**Aim:** Locate each line below that includes "this" and reproduce it.

**Source data:**
--------------------------------

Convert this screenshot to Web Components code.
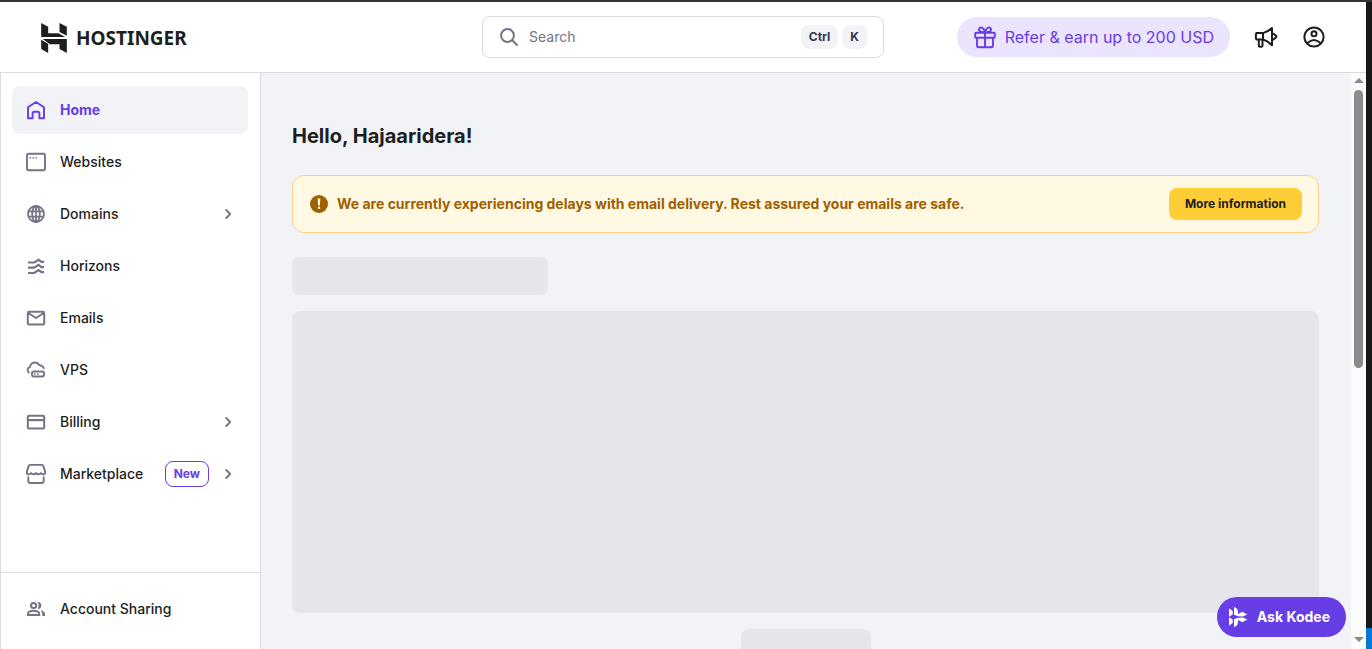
<!DOCTYPE html>
<html lang="en">
<head>
<meta charset="utf-8">
<title>Hostinger hPanel</title>
<style>
  html, body { margin: 0; height: 100%; }
  body {
    font-family: Inter, "Noto Sans", sans-serif;
    font-size: 14px;
    line-height: 24px;
    color: #1d1e20;
    overflow: hidden;
    --primary: #673de6;
    --primary-light: #ebe4ff;
    --gray: #727586;
    --border: #dadce0;
    --surface: #f2f3f7;
    --skeleton: #e5e6eb;
  }
</style>
</head>
<body>
<hp-app></hp-app>
<script>
const define = (name, html, setup) => {
  const template = document.createElement('template');
  template.innerHTML = html;
  customElements.define(name, class extends HTMLElement {
    connectedCallback() {
      if (this.shadowRoot) return;
      const root = this.attachShadow({ mode: 'open' });
      root.append(template.content.cloneNode(true));
      if (setup) setup(this, root);
    }
  });
};

const line = (d, w = 1.9) => `<path d="${d}" fill="none" stroke="currentColor" stroke-width="${w}" stroke-linejoin="round" stroke-linecap="round"/>`;
const icons = {
  home: line('M4 9.300 12 4l8 5.300v10.900h-4.600v-4.700q0-1.700-1.700-1.700h-3.400q-1.700 0-1.700 1.700v4.700H4z', 1.900),
  websites: line('M4.600 3.800h14.800q1.600 0 1.600 1.600v13.200q0 1.600-1.600 1.600H4.600q-1.600 0-1.600-1.600V5.400q0-1.600 1.600-1.600z', 1.900) + '<path d="M5.500 7H7v1.500H5.500zM8.500 7H10v1.500H8.500zM11.500 7H13v1.500h-1.500z" fill="currentColor"/>',
  domains: '<g fill="none" stroke="currentColor" stroke-width="1.800"><circle cx="12" cy="12" r="8"/><ellipse cx="12" cy="12" rx="3.800" ry="8"/><path d="M12 4v16M4.500 9.300h15M4.500 14.700h15"/></g>',
  horizons: '<g fill="none" stroke="currentColor" stroke-width="2.200"><path d="M4 8.500h6.300l4.200-2.700 3 2H20M4 13.600h6.300l4.200-2.700 3 2.200H20M4 19h6.300l4.200-3 3 2.200H20"/></g>',
  emails: line('M5.200 5.800h13.600q1.400 0 1.400 1.400v10q0 1.400-1.400 1.400H5.200q-1.400 0-1.400-1.400v-10q0-1.400 1.400-1.400zM4.400 7l7.600 5L19.600 7', 2),
  vps: line('M4.700 14.500C2.800 12.800 3.500 9.500 6 9c.4-3.400 3.200-5 6.200-4.300 1.500.3 2.600 1.300 3.300 2.500 2.200 0 3.500 1.300 4.200 3M9.700 13.500h8.600q1.700 0 1.700 1.700v1.600q0 1.700-1.700 1.700H9.700q-1.700 0-1.700-1.700v-1.600q0-1.700 1.700-1.700z') + '<path d="M10 15.200h1.600v1.600H10zM13 15.200h1.600v1.600H13z" fill="currentColor"/>',
  billing: line('M5.200 5.800h13.600q1.400 0 1.400 1.400v10q0 1.400-1.400 1.400H5.200q-1.400 0-1.400-1.400v-10q0-1.400 1.400-1.400z', 2) + '<path d="M4 9h16v2.200H4z" fill="currentColor"/>',
  marketplace: line('M6 2.900h12q1 0 1.300 1l1.900 6q0 2.400-2.200 2.400-1.700 0-2.300-1.200-.6 1.200-2.300 1.200-1.600 0-2.400-1.200-.8 1.200-2.400 1.200-1.700 0-2.300-1.200-.6 1.200-2.300 1.200-2.200 0-2.200-2.400l1.900-6q.3-1 1.500-1zM4.300 15.300v3.700q0 2 2 2h11.400q2 0 2-2v-3.700'),
  sharing: '<g fill="none" stroke="currentColor" stroke-width="2"><circle cx="9.600" cy="8.500" r="2.600"/><path d="M4 18v-1.300q0-1.300 1.400-2 4.200-1.900 8.400 0 1.400.7 1.400 2V18z"/></g><path d="M13.600 5c5-.6 5 7.400 0 7 1.400-2 1.400-5 0-7zM16.500 13.200q4.500 1 4.500 3.800v2h-2.700v-2.300q0-2-1.800-3.500z" fill="currentColor"/>',
  chevron: line('m10.200 8 4 4-4 4', 1.800),
  search: '<g fill="none" stroke="currentColor" stroke-width="2"><circle cx="10.500" cy="10.500" r="6.400"/><path d="m15.200 15.200 5.300 5.300"/></g>',
  gift: line('M3 7.800h18q.8 0 .8.800v3.400q0 .8-.8.800H3q-.8 0-.8-.8V8.600q0-.8.8-.8zM4 12.800v7.400q0 2 2 2h12q2 0 2-2v-7.400M12 7.800v14.400M12 7.800C10.500 6.800 6 8 6 4.600c0-3.400 5-3 6 3.200 1-6.200 6-6.600 6-3.200 0 3.400-4.500 2.200-6 3.200'),
  megaphone: line('M2.300 8.100H9v6.400H2.300q-1-3.200 0-6.400zM9 8.100q4.800-1.300 9-5v17.200q-4.200-4.500-9-5.800M4.800 14.500v6.300q0 1 1 1h1.700q1 0 1-1v-6.300M18 8.700h1.500l2.800 2.400v1l-2.800 2.400H18', 2),
  user: '<g fill="none" stroke="currentColor" stroke-width="2"><circle cx="12" cy="12" r="9.600"/><circle cx="12" cy="8.800" r="2.500"/><path d="M5.200 18.200q6.800-6.400 13.600 0"/></g>',
  alert: '<circle cx="12" cy="12" r="10.800" fill="currentColor"/><path d="M10.400 5.500h3.200l-.5 8.300h-2.200zM10.700 15.400h2.600v2.600h-2.600z" fill="#fff8e2"/>',
  kodee: '<path fill="currentColor" d="M4 3.300l3.700 2.600v3.600L4 11.700zM4 20.700l3.700-2.600v-3.600L4 12.300zM9 1.700l3.400 2.200.8 5L9 6.200zM9 22.300l3.400-2.200.8-5L9 17.800zM13 9.300l4.300-2.500 5 2.700-4.500 2-4.800-.3zM13 14.700l4.300 2.500 5-2.700-4.500-2-4.800.3zM9 6.200l4.600 2.900-.6 2.100-4-1.400zM9 17.800l4.600-2.900-.6-2.100-4 1.400z"/>'
};

define('hp-icon', `
  <style>
    :host { display: block; flex: none; width: var(--size, 24px); height: var(--size, 24px); }
    svg { display: block; width: 100%; height: 100%; }
  </style>
  <svg viewBox="0 0 24 24" aria-hidden="true"></svg>`,
  (el, root) => { root.querySelector('svg').innerHTML = icons[el.getAttribute('name')]; });

define('hp-logo', `
  <style>
    :host { display: flex; }
    a { display: flex; align-items: center; gap: 9px; padding-top: 2px; color: #1d1e20; text-decoration: none;
        font: 700 19px/32px "Noto Sans", sans-serif; }
    svg { width: 27px; height: 30px; }
  </style>
  <a href="#">
    <svg viewBox="120 66 80 90" aria-hidden="true">
      <path fill="currentColor" d="M123 66l21 11v20h31l20 11h-72zM178 66l22 11v27l-22-11zM128 114h72v42l-22-12v-14h-29zM123 116l21 12v28l-21-12z"/>
    </svg>
    <span>HOSTINGER</span>
  </a>`);

define('hp-search', `
  <style>
    :host { display: block; }
    label { box-sizing: border-box; display: flex; align-items: center; height: 42px; padding: 0 16px 0 14px;
      border: 1px solid var(--border); border-radius: 8px; background: #fff; color: var(--gray); }
    input { flex: 1; min-width: 0; margin: 0 0 0 8px; padding: 0; border: 0; outline: 0; background: none;
      font: inherit; color: #1d1e20; }
    input::placeholder { color: var(--gray); opacity: 1; }
    kbd { margin-left: 4px; padding: 0 8px; border-radius: 8px; background: var(--surface);
      font: 700 12px/24px Inter, sans-serif; color: #36344d; }
  </style>
  <label><hp-icon name="search"></hp-icon><input type="text" placeholder="Search" aria-label="Search"><kbd>Ctrl</kbd><kbd>K</kbd></label>`);

define('hp-header', `
  <style>
    :host { display: block; }
    header { display: grid; grid-template-columns: 1fr minmax(200px, 402px) 1fr; align-items: center;
      height: 70px; padding: 0 40px; background: #fff; border-bottom: 1px solid var(--border); }
    .actions { display: flex; align-items: center; justify-content: flex-end; gap: 24px; }
    button { display: block; margin: 0; padding: 0; border: 0; background: none; color: #1d1e20; cursor: pointer; }
    .refer { display: flex; align-items: center; gap: 8px; height: 40px; padding: 0 16px; border-radius: 20px;
      background: var(--primary-light); color: var(--primary); font-size: 16px; text-decoration: none; white-space: nowrap; }
  </style>
  <header>
    <hp-logo></hp-logo>
    <hp-search></hp-search>
    <div class="actions">
      <a class="refer" href="#"><hp-icon name="gift"></hp-icon><span>Refer &amp; earn up to 200 USD</span></a>
      <button aria-label="News"><hp-icon name="megaphone"></hp-icon></button>
      <button aria-label="Account"><hp-icon name="user"></hp-icon></button>
    </div>
  </header>`);

define('hp-nav-item', `
  <style>
    :host { display: block; }
    a { display: flex; align-items: center; height: 48px; padding: 0 8px 0 12px; border-radius: 8px;
      color: #1d1e20; font-weight: 500; text-decoration: none; }
    hp-icon { color: var(--gray); }
    .label { flex: 1; margin-left: 12px; }
    .chevron { margin-left: 7px; }
    :host([active]) a { background: var(--surface); color: var(--primary); font-weight: 700; }
    :host([active]) hp-icon { color: inherit; }
  </style>
  <a href="#"><span class="label"><slot></slot></span><slot name="badge"></slot></a>`,
  (el, root) => {
    const a = root.querySelector('a');
    const icon = (name, cls) => {
      const node = document.createElement('hp-icon');
      node.setAttribute('name', name);
      node.className = cls;
      return node;
    };
    a.prepend(icon(el.getAttribute('icon'), 'lead'));
    if (el.hasAttribute('expandable')) a.append(icon('chevron', 'chevron'));
  });

define('hp-badge', `
  <style>
    :host { display: block; padding: 0 8px; border: 1px solid var(--primary); border-radius: 8px;
      color: var(--primary); font-size: 12px; font-weight: 700; line-height: 24px; }
  </style>
  <slot></slot>`);

define('hp-sidebar', `
  <style>
    :host { display: flex; flex-direction: column; box-sizing: border-box; min-height: 0; background: #fff;
      border: solid var(--border); border-width: 0 1px; }
    nav { display: flex; flex-direction: column; gap: 4px; flex: 1; min-height: 0; padding: 13px 12px 0 11px; overflow: hidden; }
    footer { padding: 12px 12px 16px 11px; border-top: 1px solid var(--border); }
  </style>
  <nav>
    <hp-nav-item icon="home" active>Home</hp-nav-item>
    <hp-nav-item icon="websites">Websites</hp-nav-item>
    <hp-nav-item icon="domains" expandable>Domains</hp-nav-item>
    <hp-nav-item icon="horizons">Horizons</hp-nav-item>
    <hp-nav-item icon="emails">Emails</hp-nav-item>
    <hp-nav-item icon="vps">VPS</hp-nav-item>
    <hp-nav-item icon="billing" expandable>Billing</hp-nav-item>
    <hp-nav-item icon="marketplace" expandable>Marketplace<hp-badge slot="badge">New</hp-badge></hp-nav-item>
  </nav>
  <footer><hp-nav-item icon="sharing">Account Sharing</hp-nav-item></footer>`);

define('hp-banner', `
  <style>
    :host { display: flex; align-items: center; gap: 8px; padding: 12px 16px; border: 1px solid #fed18a;
      border-radius: 12px; background: #fff8e2; color: #9f6000; font-weight: 700; }
    hp-icon { --size: 20px; }
    p { flex: 1; margin: 0; }
    button { height: 32px; margin: 0; padding: 0 16px; border: 0; border-radius: 8px; background: #ffcd35;
      color: #1d1e20; font: 700 12px/24px Inter, sans-serif; cursor: pointer; }
  </style>
  <hp-icon name="alert"></hp-icon><p><slot></slot></p><button>More information</button>`);

define('hp-skeleton', `
  <style>:host { display: block; flex: none; border-radius: 8px; background: var(--skeleton); }</style>`);

define('hp-home', `
  <style>
    :host { display: block; min-height: 0; overflow: hidden; background: var(--surface); }
    main { display: flex; flex-direction: column; padding: 47px 32px 32px 31px; }
    h1 { margin: 0 0 23px; font-size: 20px; line-height: 32px; font-weight: 700; }
    .title { width: 256px; height: 38px; margin: 24px 0 16px; }
    .card { height: 302px; margin-bottom: 16px; }
    .more { width: 130px; height: 40px; align-self: center; }
  </style>
  <main>
    <h1>Hello, Hajaaridera!</h1>
    <hp-banner>We are currently experiencing delays with email delivery. Rest assured your emails are safe.</hp-banner>
    <hp-skeleton class="title"></hp-skeleton>
    <hp-skeleton class="card"></hp-skeleton>
    <hp-skeleton class="more"></hp-skeleton>
  </main>`);

define('hp-scrollbar', `
  <style>
    :host { display: flex; flex-direction: column; align-items: center; justify-content: space-between;
      box-sizing: border-box; padding: 5px 0 7px; background: #fcfcfc; }
    i { border: 5px solid transparent; }
    .up { border-top: 0; border-bottom-color: #8b8b8b; }
    .down { border-bottom: 0; border-top-color: #8b8b8b; }
    .track { flex: 1; margin: 7px 0 6px; }
    .thumb { width: 9px; height: 278px; border-radius: 5px; background: #8b8b8b; }
  </style>
  <i class="up"></i><div class="track"><div class="thumb"></div></div><i class="down"></i>`);

define('hp-chat-button', `
  <style>
    :host { position: absolute; right: 20px; bottom: 12px; }
    button { display: flex; align-items: center; gap: 8px; height: 40px; margin: 0; padding: 0 16px 0 8px; border: 0;
      border-radius: 20px; background: var(--primary); color: #fff; font: 700 14px/24px Inter, sans-serif; cursor: pointer; }
  </style>
  <button><hp-icon name="kodee"></hp-icon><slot></slot></button>`);

define('hp-app', `
  <style>
    :host { display: grid; grid-template-columns: 1fr 6px; box-sizing: border-box; height: 100vh;
      border-top: 2px solid #343238; background: #181818; }
    .window { position: relative; display: grid; grid-template-columns: 261px 1fr 15px; grid-template-rows: auto 1fr;
      min-height: 0; background: #fff; }
    hp-header { grid-column: 1 / -1; }
    .edge { display: flex; flex-direction: column; justify-content: flex-end; }
    .edge div { height: 21px; background: #0078d7; }
  </style>
  <div class="window">
    <hp-header></hp-header>
    <hp-sidebar></hp-sidebar>
    <hp-home></hp-home>
    <hp-scrollbar></hp-scrollbar>
    <hp-chat-button>Ask Kodee</hp-chat-button>
  </div>
  <div class="edge"><div></div></div>`);
</script>
</body>
</html>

--------------------------------

**Task result:**
Convert this screenshot to Web Components code.
      if (this.shadowRoot) return;
      const root = this.attachShadow({ mode: 'open' });
      if (setup) setup(this, root);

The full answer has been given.